Many of our imports are products we cannot grow. Grapes from Chile and oranges from Morocco are just two imports we now take for granted each winter. Our exports suggest a reputation as the world’s bulk food store. Evidently, bulk food is good business for Canada: we posted a trade surplus of $8.2 billion in food and fish products in 2005.

Canada imported $22.0 billion of agricultural and fish products in 2005. Fruits and vegetables, either in whole form or in preparations, accounted for 29%. Another

29% was beverages and other prepared foods, 18% was fish, meat and live animals, and 24% was mainly cereal products, sugar, and fodder and feed for animals.

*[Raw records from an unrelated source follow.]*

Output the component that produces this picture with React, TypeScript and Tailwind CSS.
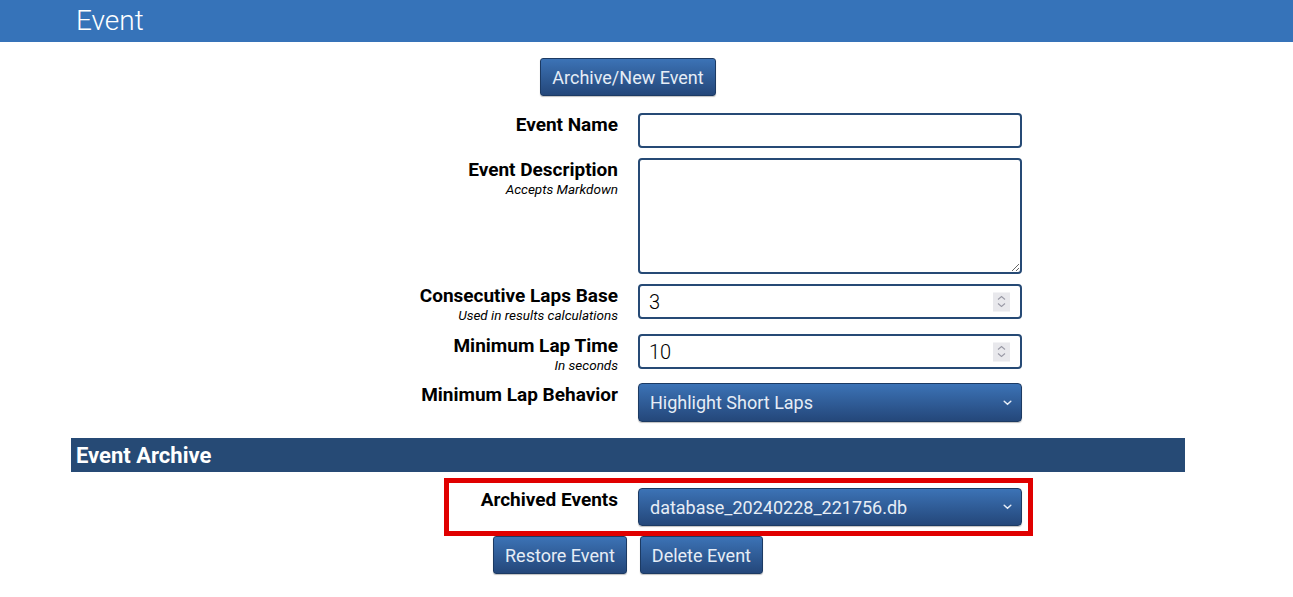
import React from 'react';

const Chevron = () => (
    <svg width="9" height="6" viewBox="0 0 9 6" className="absolute right-[9px] top-1/2 -translate-y-1/2">
        <path d="M1.2 1.3 L4.5 4.3 L7.8 1.3" fill="none" stroke="#e8eef7" strokeWidth="1.5" strokeLinecap="round" />
    </svg>
);

const Spinner = () => (
    <div className="absolute right-[10px] top-1/2 -translate-y-1/2 w-[17px] h-[19px] bg-[#e8e8ec] flex flex-col items-center justify-center gap-[2px]">
        <svg width="9" height="5" viewBox="0 0 9 5"><path d="M1 4 L4.5 1 L8 4" fill="none" stroke="#9a9aa6" strokeWidth="1.1" /></svg>
        <svg width="9" height="5" viewBox="0 0 9 5"><path d="M1 1 L4.5 4 L8 1" fill="none" stroke="#9a9aa6" strokeWidth="1.1" /></svg>
    </div>
);

const Button = ({ children }: { children: React.ReactNode }) => (
    <button className="h-[38px] px-[11px] rounded-[3px] border border-[#1c3a63] bg-linear-to-b from-[#3c73b6] to-[#24477a] text-[18px] text-[#e6edf6] shadow-[0_1px_1px_rgba(0,0,0,0.25)]">
        {children}
    </button>
);

const Label = ({ title, hint }: { title: string; hint?: string }) => (
    <div className="w-[547px] text-right pt-[1px]">
        <div className="text-[19px] font-bold leading-[22px] text-black">{title}</div>
        {hint && <div className="text-[13.5px] italic leading-[16px] text-black">{hint}</div>}
    </div>
);

const fieldBox = "w-[384px] rounded-[4px] border-2 border-[#264a75] bg-white";
const selectBox = "relative w-[384px] rounded-[4px] border border-[#1c3a63] bg-linear-to-b from-[#3c73b6] to-[#24477a] flex items-center px-[11px] shadow-[0_1px_1px_rgba(0,0,0,0.25)]";

export default function App() {
    return (
        <div className="min-h-screen bg-white font-['Roboto',sans-serif]">
            {/* Page header */}
            <header className="h-[42px] bg-[#3673b9]">
                <h1 className="ml-[76px] text-[28px] font-light leading-[42px] text-white">Event</h1>
            </header>

            <main className="ml-[71px] w-[1114px]">
                <div className="flex justify-center pt-[16px]">
                    <Button>Archive/New Event</Button>
                </div>

                {/* Event Name */}
                <div className="flex h-[35px] mt-[17px]">
                    <Label title="Event Name" />
                    <input type="text" className={`${fieldBox} ml-[20px] h-[35px] px-[9px] outline-none`} />
                </div>

                {/* Event Description */}
                <div className="flex h-[116px] mt-[10px]">
                    <Label title="Event Description" hint="Accepts Markdown" />
                    <textarea className={`${fieldBox} ml-[20px] h-[116px] px-[9px] outline-none block`} />
                </div>

                {/* Consecutive Laps Base */}
                <div className="flex h-[35px] mt-[10px]">
                    <Label title="Consecutive Laps Base" hint="Used in results calculations" />
                    <div className={`${fieldBox} relative ml-[20px] h-[35px] flex items-center px-[9px]`}>
                        <span className="text-[20px] font-light text-black">3</span>
                        <Spinner />
                    </div>
                </div>

                {/* Minimum Lap Time */}
                <div className="flex h-[35px] mt-[15px]">
                    <Label title="Minimum Lap Time" hint="In seconds" />
                    <div className={`${fieldBox} relative ml-[20px] h-[35px] flex items-center px-[9px]`}>
                        <span className="text-[20px] font-light text-black">10</span>
                        <Spinner />
                    </div>
                </div>

                {/* Minimum Lap Behavior */}
                <div className="flex h-[39px] mt-[14px]">
                    <Label title="Minimum Lap Behavior" />
                    <div className={`${selectBox} ml-[20px] h-[39px]`}>
                        <span className="text-[18px] text-[#e6edf6]">Highlight Short Laps</span>
                        <Chevron />
                    </div>
                </div>

                {/* Event Archive section */}
                <div className="mt-[16px] h-[34px] bg-[#264a75] px-[5px] flex items-center">
                    <h2 className="text-[22px] font-bold text-white">Event Archive</h2>
                </div>

                <div className="mt-[6px] ml-[373px] w-[589px] h-[58px] border-[5px] border-[#e00000] flex">
                    <div className="w-[169px] text-right pt-[6px]">
                        <div className="text-[19px] font-bold leading-[22px] text-black">Archived Events</div>
                    </div>
                    <div className={`${selectBox} ml-[20px] mt-[5px] h-[38px]`}>
                        <span className="text-[18px] text-[#e6edf6]">database_20240228_221756.db</span>
                        <Chevron />
                    </div>
                </div>

                <div className="flex justify-center gap-[13px]">
                    <Button>Restore Event</Button>
                    <Button>Delete Event</Button>
                </div>
            </main>
        </div>
    );
}
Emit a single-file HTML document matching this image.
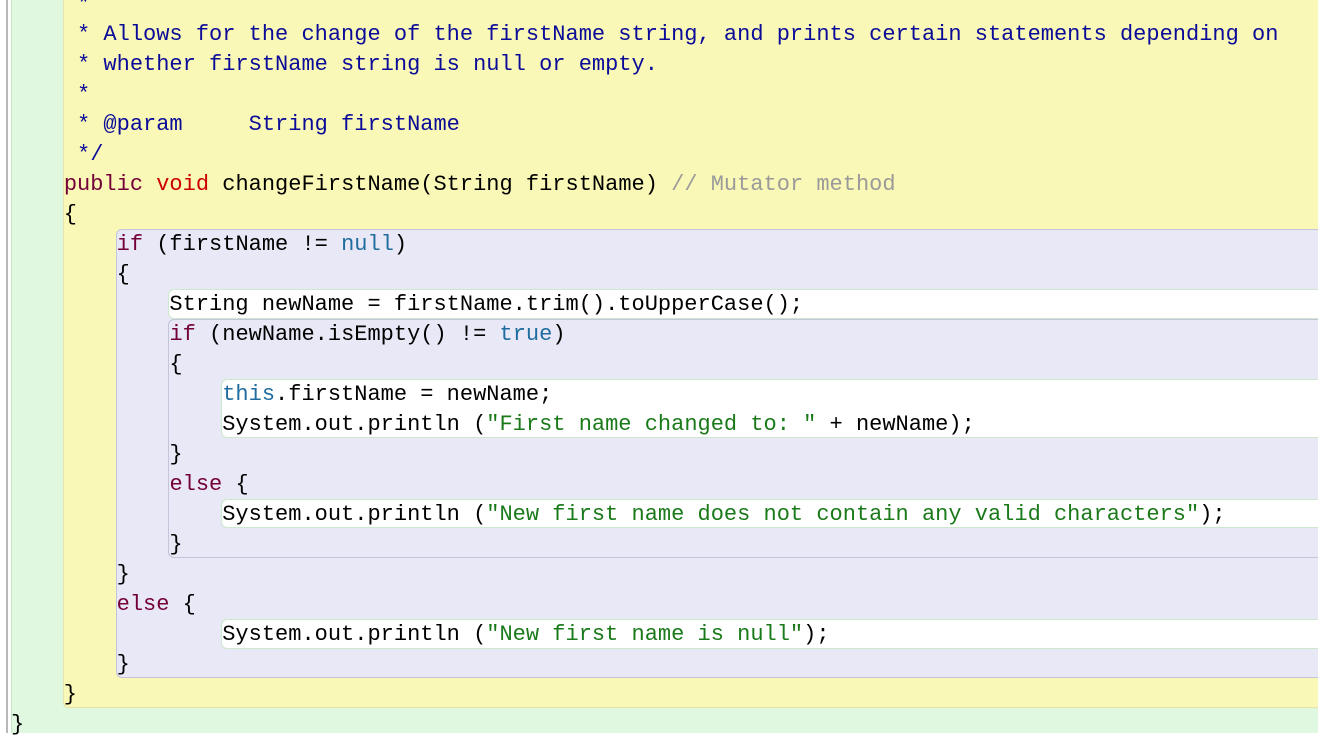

In 2005, our exports of agricultural and fish products totalled $30.2 billion. About 38% was fish, meat and live animals; 19% was grains and cereals; 9% was oilseeds and other vegetable products; and 34% were alcoholic and non-alcoholic beverages, other foods, animal feeds and tobacco. The United States is the destination for two-thirds of Canada’s agricultural exports.

Greenhouse vegetables, as well as live cattle and hogs, became big export businesses in the 1990s, as a result of the 1988 Canada–U.S. Free Trade Agreement. To accommodate the increased export demand, greenhouses, feedlots and hog barns were built or expanded in the last 15 years.